(ORDO NEWS) — Some things seem so self-evident to us that we do not even suspect how many different processes are behind them. The change of seasons is a complex process, which is influenced by many factors. In some places, the seasons are not four at all, but as many as six!
The change of seasons is due to the tilt of the earth’s axis at an angle of approximately 23.4 ° with respect to the plane of the ecliptic. This plane is a large circle along which the planet rotates around the Sun.
If there were no tilt, then the duration of day and night at any point on the Earth would be the same, and the Sun would move the same way during the day in any season.
The seasons are always different in the Northern and Southern hemispheres – if summer begins in one, then winter comes in the other. This is due to the fact that more light falls on one part of the planet than on another in summer or winter. This effect changes as the Earth rotates in its orbit.
For half of the year (approximately March 20 to September 22), the Northern Hemisphere is exposed to the Sun for most of the day, and solar activity peaks around June 21. The same thing happens in the second half of the year, but in the Southern Hemisphere, where daylight reaches its maximum around December 21st.
These 2 moments are called the summer and winter solstices. In addition, the moments when the length of day and night in both hemispheres are the same are called the spring and autumn equinoxes.
What affects the change of seasons
Seasonal variations depend on the proximity of the ocean or other large bodies of water, which can moderate the effects of extreme temperatures. In addition, they can be affected by various weather conditions such as strong winds, hurricanes, wildfires, and more.
At mid-latitudes, seasons can be distinguished based on environmental data, with no fixed calendar dates. This means that in the Northern Hemisphere there are 6 periods in regions with a temperate and mild climate.

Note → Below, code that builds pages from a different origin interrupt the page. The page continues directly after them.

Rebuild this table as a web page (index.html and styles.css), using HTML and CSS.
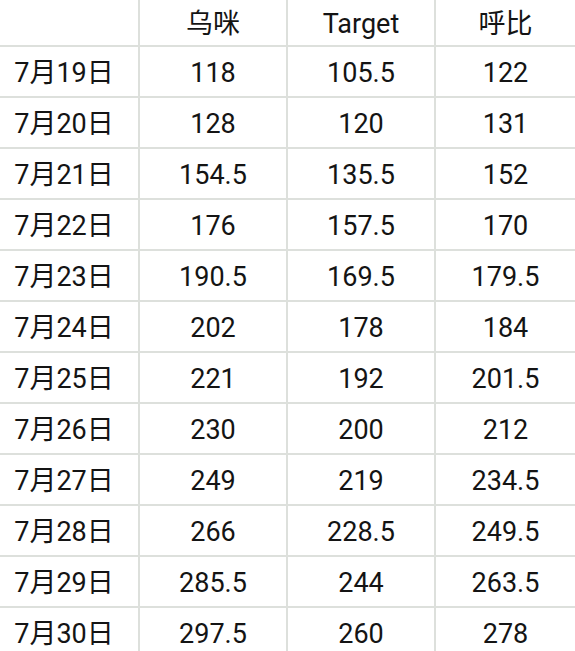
FILE: index.html
```html
<!DOCTYPE html>
<html lang="zh">
<head>
<meta charset="utf-8">
<link rel="stylesheet" href="styles.css">
</head>
<body>
<div class="grid">
  <div class="cell head"></div><div class="cell head">乌咪</div><div class="cell head">Target</div><div class="cell head">呼比</div>
  <div class="cell date">7月19日</div><div class="cell">118</div><div class="cell">105.5</div><div class="cell">122</div>
  <div class="cell date">7月20日</div><div class="cell">128</div><div class="cell">120</div><div class="cell">131</div>
  <div class="cell date">7月21日</div><div class="cell">154.5</div><div class="cell">135.5</div><div class="cell">152</div>
  <div class="cell date">7月22日</div><div class="cell">176</div><div class="cell">157.5</div><div class="cell">170</div>
  <div class="cell date">7月23日</div><div class="cell">190.5</div><div class="cell">169.5</div><div class="cell">179.5</div>
  <div class="cell date">7月24日</div><div class="cell">202</div><div class="cell">178</div><div class="cell">184</div>
  <div class="cell date">7月25日</div><div class="cell">221</div><div class="cell">192</div><div class="cell">201.5</div>
  <div class="cell date">7月26日</div><div class="cell">230</div><div class="cell">200</div><div class="cell">212</div>
  <div class="cell date">7月27日</div><div class="cell">249</div><div class="cell">219</div><div class="cell">234.5</div>
  <div class="cell date">7月28日</div><div class="cell">266</div><div class="cell">228.5</div><div class="cell">249.5</div>
  <div class="cell date">7月29日</div><div class="cell">285.5</div><div class="cell">244</div><div class="cell">263.5</div>
  <div class="cell date">7月30日</div><div class="cell">297.5</div><div class="cell">260</div><div class="cell">278</div>
</div>
</body>
</html>
```
FILE: styles.css
```css
html, body {
  margin: 0;
  padding: 0;
  background: #ffffff;
}
body {
  font-family: Roboto, "Noto Sans CJK SC", sans-serif;
  color: #141414;
  overflow: hidden;
}
.grid {
  display: grid;
  grid-template-columns: 138px 146px 146px 139px;
  grid-template-rows: 45px;
  grid-auto-rows: 49px;
  gap: 2px;
  background: #dde0dc;
  width: 575px;
}
.cell {
  background: #ffffff;
  display: flex;
  align-items: center;
  justify-content: center;
  font-size: 27px;
  line-height: 1;
  padding-top: 4px;
}
.head {
  padding-top: 4px;
}
.date {
  padding-right: 10px;
}
```
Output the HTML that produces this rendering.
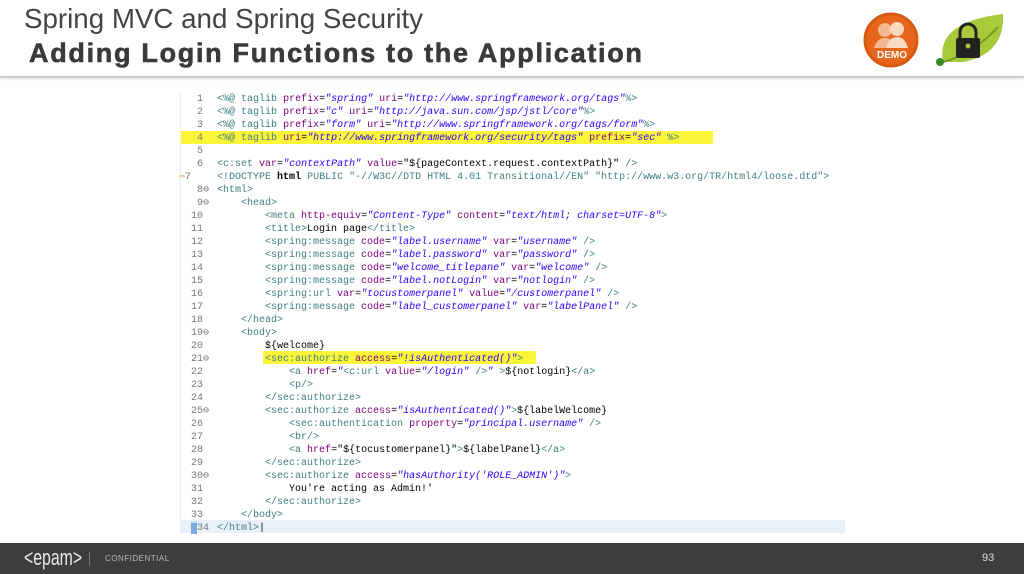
<!DOCTYPE html>
<html><head><meta charset="utf-8"><style>
body{margin:0;width:1024px;height:574px;overflow:hidden;background:#fff;font-family:"Liberation Sans",sans-serif;position:relative}
.t1{position:absolute;left:24px;top:3px;font-size:28px;color:#444;transform:scaleX(0.99);transform-origin:0 0;white-space:nowrap}
.t2{position:absolute;left:29px;top:38px;font-size:27px;font-weight:bold;color:#3a3a3a;white-space:nowrap;letter-spacing:1.7px;-webkit-text-stroke:0.6px #3a3a3a}
.hl{position:absolute;left:0;top:76px;width:1024px;height:2px;background:#ccc;box-shadow:0 1px 2px #ddd}
.code{position:absolute;left:180px;top:92px;width:664px;height:441px;border-left:1px solid #eee}
.ln{position:absolute;left:0;width:664px;height:13px;font-family:"Liberation Mono",monospace;font-size:10px;line-height:13px;white-space:pre}
.n{position:absolute;left:10px;width:24px;color:#777}
.c{position:absolute;left:36px;color:#000}
.g{color:#3f7f7f}.a{color:#7f007f}.v{color:#2a00ff;font-style:italic}.k{color:#3f7f7f}
.foot{position:absolute;left:0;top:543px;width:1024px;height:31px;background:#3d3d3d;color:#ccc}
</style></head><body>
<div class="t1">Spring MVC and Spring Security</div>
<div class="t2">Adding Login Functions to the Application</div>
<div class="hl"></div>
<svg style="position:absolute;left:858px;top:10px" width="160" height="62">
<circle cx="33" cy="30" r="26" fill="#e8661c" stroke="#d85a10" stroke-width="3"/>
<circle cx="27" cy="20" r="7" fill="#f4b890"/><circle cx="39" cy="19" r="7" fill="#fbd8c0"/>
<path d="M16 38 q3-10 11-10 q8 0 11 10z" fill="#f4b890"/><path d="M28 38 q3-11 11-11 q8 0 11 11z" fill="#fbd8c0"/>
<text x="19" y="48" font-size="10" font-weight="bold" fill="#fff" font-family="Liberation Sans">DEMO</text>
<path d="M85 52 q-8-40 60-48 q2 40-40 48z" fill="#a7c93a"/>
<path d="M85 52 q30-8 55-35" stroke="#6f9a1e" stroke-width="2" fill="none"/>
<circle cx="82" cy="52" r="4" fill="#3a8a2a"/>
<path d="M102 28 v-6 a8 8 0 0 1 16 0 v6" stroke="#222" stroke-width="3" fill="none"/>
<rect x="98" y="28" width="24" height="20" rx="2" fill="#222"/>
<circle cx="110" cy="36" r="2.5" fill="#a7c93a"/>
</svg>
<div class="code">
<div style="position:absolute;left:0;top:39px;width:532px;height:13px;background:#fbf53a"></div>
<div style="position:absolute;left:82px;top:259px;width:273px;height:13px;background:#fbf53a"></div>
<div style="position:absolute;left:0;top:428px;width:664px;height:13px;background:#e8f0fa"></div>
<div class="ln" style="top:1px"><span class="n"> 1</span><span class="c"><span class="g">&lt;%@</span> <span class="g">taglib</span> <span class="a">prefix</span>=<span class="v">"spring"</span> <span class="a">uri</span>=<span class="v">"http://www.springframework.org/tags"</span><span class="g">%&gt;</span></span></div>
<div class="ln" style="top:14px"><span class="n"> 2</span><span class="c"><span class="g">&lt;%@</span> <span class="g">taglib</span> <span class="a">prefix</span>=<span class="v">"c"</span> <span class="a">uri</span>=<span class="v">"http://java.sun.com/jsp/jstl/core"</span><span class="g">%&gt;</span></span></div>
<div class="ln" style="top:27px"><span class="n"> 3</span><span class="c"><span class="g">&lt;%@</span> <span class="g">taglib</span> <span class="a">prefix</span>=<span class="v">"form"</span> <span class="a">uri</span>=<span class="v">"http://www.springframework.org/tags/form"</span><span class="g">%&gt;</span></span></div>
<div class="ln" style="top:40px"><span class="n"> 4</span><span class="c"><span class="g">&lt;%@</span> <span class="g">taglib</span> <span class="a">uri</span>=<span class="v">"http://www.springframework.org/security/tags"</span> <span class="a">prefix</span>=<span class="v">"sec"</span> <span class="g">%&gt;</span></span></div>
<div class="ln" style="top:53px"><span class="n"> 5</span></div>
<div class="ln" style="top:66px"><span class="n"> 6</span><span class="c"><span class="g">&lt;c:set</span> <span class="a">var</span>=<span class="v">"contextPath"</span> <span class="a">value</span>=<span class="v" style="font-style:normal;color:#000">"${pageContext.request.contextPath}"</span> <span class="g">/&gt;</span></span></div>
<div class="ln" style="top:79px"><span class="n" style="left:-2px"><span style="color:#e0a000">⇨</span>7</span><span class="c"><span class="g">&lt;!DOCTYPE</span> <b>html</b> <span class="g">PUBLIC</span> <span class="k">"-//W3C//DTD HTML 4.01 Transitional//EN"</span> <span class="k">"http://www.w3.org/TR/html4/loose.dtd"</span><span class="g">&gt;</span></span></div>
<div class="ln" style="top:92px"><span class="n"> 8⊖</span><span class="c"><span class="g">&lt;html&gt;</span></span></div>
<div class="ln" style="top:105px"><span class="n"> 9⊖</span><span class="c">    <span class="g">&lt;head&gt;</span></span></div>
<div class="ln" style="top:118px"><span class="n">10</span><span class="c">        <span class="g">&lt;meta</span> <span class="a">http-equiv</span>=<span class="v">"Content-Type"</span> <span class="a">content</span>=<span class="v">"text/html; charset=UTF-8"</span><span class="g">&gt;</span></span></div>
<div class="ln" style="top:131px"><span class="n">11</span><span class="c">        <span class="g">&lt;title&gt;</span>Login page<span class="g">&lt;/title&gt;</span></span></div>
<div class="ln" style="top:144px"><span class="n">12</span><span class="c">        <span class="g">&lt;spring:message</span> <span class="a">code</span>=<span class="v">"label.username"</span> <span class="a">var</span>=<span class="v">"username"</span> <span class="g">/&gt;</span></span></div>
<div class="ln" style="top:157px"><span class="n">13</span><span class="c">        <span class="g">&lt;spring:message</span> <span class="a">code</span>=<span class="v">"label.password"</span> <span class="a">var</span>=<span class="v">"password"</span> <span class="g">/&gt;</span></span></div>
<div class="ln" style="top:170px"><span class="n">14</span><span class="c">        <span class="g">&lt;spring:message</span> <span class="a">code</span>=<span class="v">"welcome_titlepane"</span> <span class="a">var</span>=<span class="v">"welcome"</span> <span class="g">/&gt;</span></span></div>
<div class="ln" style="top:183px"><span class="n">15</span><span class="c">        <span class="g">&lt;spring:message</span> <span class="a">code</span>=<span class="v">"label.notLogin"</span> <span class="a">var</span>=<span class="v">"notlogin"</span> <span class="g">/&gt;</span></span></div>
<div class="ln" style="top:196px"><span class="n">16</span><span class="c">        <span class="g">&lt;spring:url</span> <span class="a">var</span>=<span class="v">"tocustomerpanel"</span> <span class="a">value</span>=<span class="v">"/customerpanel"</span> <span class="g">/&gt;</span></span></div>
<div class="ln" style="top:209px"><span class="n">17</span><span class="c">        <span class="g">&lt;spring:message</span> <span class="a">code</span>=<span class="v">"label_customerpanel"</span> <span class="a">var</span>=<span class="v">"labelPanel"</span> <span class="g">/&gt;</span></span></div>
<div class="ln" style="top:222px"><span class="n">18</span><span class="c">    <span class="g">&lt;/head&gt;</span></span></div>
<div class="ln" style="top:235px"><span class="n">19⊖</span><span class="c">    <span class="g">&lt;body&gt;</span></span></div>
<div class="ln" style="top:248px"><span class="n">20</span><span class="c">        ${welcome}</span></div>
<div class="ln" style="top:261px"><span class="n">21⊖</span><span class="c">        <span class="g">&lt;sec:authorize</span> <span class="a">access</span>=<span class="v">"!isAuthenticated()"</span><span class="g">&gt;</span></span></div>
<div class="ln" style="top:274px"><span class="n">22</span><span class="c">            <span class="g">&lt;a</span> <span class="a">href</span>=<span class="v">"</span><span class="g">&lt;c:url</span> <span class="a">value</span>=<span class="v">"/login"</span> <span class="g">/&gt;</span><span class="v">"</span> <span class="g">&gt;</span>${notlogin}<span class="g">&lt;/a&gt;</span></span></div>
<div class="ln" style="top:287px"><span class="n">23</span><span class="c">            <span class="g">&lt;p/&gt;</span></span></div>
<div class="ln" style="top:300px"><span class="n">24</span><span class="c">        <span class="g">&lt;/sec:authorize&gt;</span></span></div>
<div class="ln" style="top:313px"><span class="n">25⊖</span><span class="c">        <span class="g">&lt;sec:authorize</span> <span class="a">access</span>=<span class="v">"isAuthenticated()"</span><span class="g">&gt;</span>${labelWelcome}</span></div>
<div class="ln" style="top:326px"><span class="n">26</span><span class="c">            <span class="g">&lt;sec:authentication</span> <span class="a">property</span>=<span class="v">"principal.username"</span> <span class="g">/&gt;</span></span></div>
<div class="ln" style="top:339px"><span class="n">27</span><span class="c">            <span class="g">&lt;br/&gt;</span></span></div>
<div class="ln" style="top:352px"><span class="n">28</span><span class="c">            <span class="g">&lt;a</span> <span class="a">href</span>=<span class="v" style="font-style:normal;color:#000">"${tocustomerpanel}"</span><span class="g">&gt;</span>${labelPanel}<span class="g">&lt;/a&gt;</span></span></div>
<div class="ln" style="top:365px"><span class="n">29</span><span class="c">        <span class="g">&lt;/sec:authorize&gt;</span></span></div>
<div class="ln" style="top:378px"><span class="n">30⊖</span><span class="c">        <span class="g">&lt;sec:authorize</span> <span class="a">access</span>=<span class="v">"hasAuthority('ROLE_ADMIN')"</span><span class="g">&gt;</span></span></div>
<div class="ln" style="top:391px"><span class="n">31</span><span class="c">            You're acting as Admin!'</span></div>
<div class="ln" style="top:404px"><span class="n">32</span><span class="c">        <span class="g">&lt;/sec:authorize&gt;</span></span></div>
<div class="ln" style="top:417px"><span class="n">33</span><span class="c">    <span class="g">&lt;/body&gt;</span></span></div>
<div class="ln" style="top:430px"><span class="n"><span style="background:#7aa8e0;color:#7aa8e0">▒</span>34</span><span class="c"><span class="g">&lt;/html&gt;</span>|</span></div>
</div>
<div class="foot">
<div style="position:absolute;left:24px;top:2px;font-size:22px;color:#e8e8e8;transform:scaleX(0.72);transform-origin:0 0">&lt;epam&gt;</div>
<div style="position:absolute;left:89px;top:9px;width:1px;height:14px;background:#777"></div>
<div style="position:absolute;left:105px;top:11px;font-size:8px;letter-spacing:0.5px;color:#bbb">CONFIDENTIAL</div>
<div style="position:absolute;left:982px;top:9px;font-size:11px;color:#ddd">93</div>
</div>
</body></html>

During these periods, birds change their behavior, and plants bloom or wither.
1- Early Spring (February to March): Deciduous tree buds begin to swell and some migratory bird species move from winter to summer habitats.

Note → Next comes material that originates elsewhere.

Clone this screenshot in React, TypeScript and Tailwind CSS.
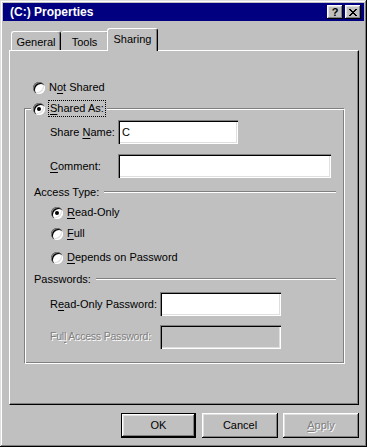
import React from "react";

const raised =
  "shadow-[inset_-1px_-1px_#000,inset_1px_1px_#fff,inset_-2px_-2px_#808080,inset_2px_2px_#dfdfdf]";
const sunken =
  "shadow-[inset_1px_1px_#808080,inset_2px_2px_#000,inset_-1px_-1px_#fff,inset_-2px_-2px_#dfdfdf]";
const disabledText = "text-[#808080] [text-shadow:1px_1px_0_#fff]";

function Radio({ checked }: { checked?: boolean }) {
  return (
    <span
      className={`w-[12px] h-[12px] rounded-full bg-white flex items-center justify-center shrink-0 ${sunken}`}
    >
      {checked && <span className="w-[4px] h-[4px] rounded-full bg-black" />}
    </span>
  );
}

function U({ children }: { children: React.ReactNode }) {
  return <span className="underline underline-offset-[2px]">{children}</span>;
}

function TextBox({
  width,
  value,
  disabled,
}: {
  width: string;
  value?: string;
  disabled?: boolean;
}) {
  return (
    <div
      className={`${width} h-[24px] flex items-center pl-[4px] shrink-0 ${
        disabled ? "bg-[#c0c0c0]" : "bg-white"
      } ${sunken}`}
    >
      {value}
    </div>
  );
}

function Separator({ label }: { label: string }) {
  return (
    <div className="flex items-center h-[12px] pl-[9px] pr-[8px]">
      <span className="leading-[12px] whitespace-nowrap">{label}</span>
      <div className="flex-1 ml-[5px] h-[2px] border-t border-t-[#808080] border-b border-b-white" />
    </div>
  );
}

function Button({
  children,
  width,
  isDefault,
  disabled,
}: {
  children: React.ReactNode;
  width: string;
  isDefault?: boolean;
  disabled?: boolean;
}) {
  return (
    <button
      className={`${width} h-[25px] flex items-center justify-center bg-[#c0c0c0] ${raised} ${
        isDefault ? "border border-black" : ""
      } ${disabled ? disabledText : "text-black"}`}
    >
      {children}
    </button>
  );
}

export default function App() {
  return (
    <div
      className={`w-[367px] h-[447px] bg-[#c0c0c0] p-[3px] flex flex-col text-[11px] text-black font-['Liberation_Sans',Arial,sans-serif] shadow-[inset_-1px_-1px_#000,inset_1px_1px_#dfdfdf,inset_-2px_-2px_#808080,inset_2px_2px_#fff]`}
    >
      {/* title bar */}
      <div className="h-[18px] bg-[#000080] flex items-center justify-between pl-[7px] pr-[3px]">
        <span className="text-white font-bold text-[12px]">(C:) Properties</span>
        <div className="flex gap-[2px]">
          <div className={`w-[16px] h-[14px] bg-[#c0c0c0] flex items-center justify-center font-bold text-[11px] leading-none ${raised}`}>
            ?
          </div>
          <div className={`w-[16px] h-[14px] bg-[#c0c0c0] flex items-center justify-center ${raised}`}>
            <svg width="8" height="7" viewBox="0 0 8 7" shapeRendering="crispEdges">
              <path d="M0 0h2v1H0zM6 0h2v1H6zM1 1h2v1H1zM5 1h2v1H5zM2 2h4v1H2zM3 3h2v1H3zM2 4h4v1H2zM1 5h2v1H1zM5 5h2v1H5zM0 6h2v1H0zM6 6h2v1H6z" fill="#000" />
            </svg>
          </div>
        </div>
      </div>

      <div className="pl-[6px] mt-[7px] flex flex-col">
        {/* tabs */}
        <div className="flex items-end h-[22px] pl-[2px]">
          <div className="w-[50px] h-[19px] border-t border-l border-white border-r border-r-black rounded-t-[3px] shadow-[inset_-1px_0_#808080] flex justify-center pt-[4px] leading-[13px]">
            General
          </div>
          <div className="w-[48px] h-[19px] border-t border-white border-r border-r-black rounded-t-[3px] shadow-[inset_-1px_0_#808080] flex justify-center pt-[4px] leading-[13px]">
            Tools
          </div>
          <div className="relative z-10 -ml-[2px] -mb-[1px] w-[51px] h-[23px] bg-[#c0c0c0] border-t border-l border-white border-r border-r-black rounded-t-[3px] shadow-[inset_-1px_0_#808080] flex justify-center pt-[4px] leading-[13px]">
            Sharing
          </div>
        </div>

        {/* panel */}
        <div className="w-[350px] h-[355px] border border-t-white border-l-white border-r-black border-b-black shadow-[inset_-1px_-1px_#808080] flex flex-col">
          <div className="mt-[30px] ml-[23px] h-[13px] flex items-center gap-[4px]">
            <Radio />
            <span>
              N<U>o</U>t Shared
            </span>
          </div>

          <div className="relative mt-[14px] ml-[14px] w-[321px] h-[256px] border border-t-[#808080] border-l-[#808080] border-r-white border-b-white shadow-[inset_1px_1px_#fff,inset_-1px_-1px_#808080] flex flex-col">
            <div className="absolute left-[6px] top-[-9px] h-[17px] flex items-center gap-[3px] bg-[#c0c0c0] pl-[2px] pr-[1px]">
              <Radio checked />
              <span className="border border-dotted border-black px-[1px] leading-[15px]">
                <U>S</U>hared As:
              </span>
            </div>

            <div className="mt-[11px] pl-[25px] flex items-center">
              <span className="w-[68px] whitespace-nowrap">
                Share <U>N</U>ame:
              </span>
              <TextBox width="w-[120px]" value="C" />
            </div>
            <div className="mt-[10px] pl-[25px] flex items-center">
              <span className="w-[68px] whitespace-nowrap">
                <U>C</U>omment:
              </span>
              <TextBox width="w-[213px]" />
            </div>

            <div className="mt-[8px]">
              <Separator label="Access Type:" />
            </div>

            <div className="mt-[8px] pl-[26px] h-[13px] flex items-center gap-[4px]">
              <Radio checked />
              <span>
                <U>R</U>ead-Only
              </span>
            </div>
            <div className="mt-[8px] pl-[26px] h-[13px] flex items-center gap-[4px]">
              <Radio />
              <span>
                <U>F</U>ull
              </span>
            </div>
            <div className="mt-[11px] pl-[26px] h-[13px] flex items-center gap-[4px]">
              <Radio />
              <span>
                <U>D</U>epends on Password
              </span>
            </div>

            <div className="mt-[9px]">
              <Separator label="Passwords:" />
            </div>

            <div className="mt-[7px] pl-[25px] flex items-center">
              <span className="w-[110px] whitespace-nowrap">
                R<U>e</U>ad-Only Password:
              </span>
              <TextBox width="w-[121px]" />
            </div>
            <div className="mt-[9px] pl-[25px] flex items-center">
              <span className={`w-[110px] whitespace-nowrap text-[10.5px] tracking-[-0.2px] ${disabledText}`}>
                Ful<U>l</U> Access Password:
              </span>
              <TextBox width="w-[121px]" disabled />
            </div>
          </div>
        </div>

        {/* buttons */}
        <div className="w-[350px] mt-[8px] flex justify-end">
          <Button width="w-[75px] mr-[6px]" isDefault>
            OK
          </Button>
          <Button width="w-[76px] mr-[5px]">Cancel</Button>
          <Button width="w-[76px]" disabled>
            <U>A</U>pply
          </Button>
        </div>
      </div>
    </div>
  );
}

2- Spring (mid-March to late April): buds appear on trees, leaves appear, birds begin to nest.
3- Mid-summer (early June to mid-August): The trees are completely covered with leaves and the birds rear their young.
4- Late summer (mid to late August): Leaves begin to change color, young birds mature, join adult birds and prepare for autumn migration with them.
5- Autumn (begins in mid-late September): the leaves turn brown and fall, and the birds return to their winter quarters.
6- Winter (begins in November or December): trees completely shed their leaves, and migratory birds finally settle in winter habitats.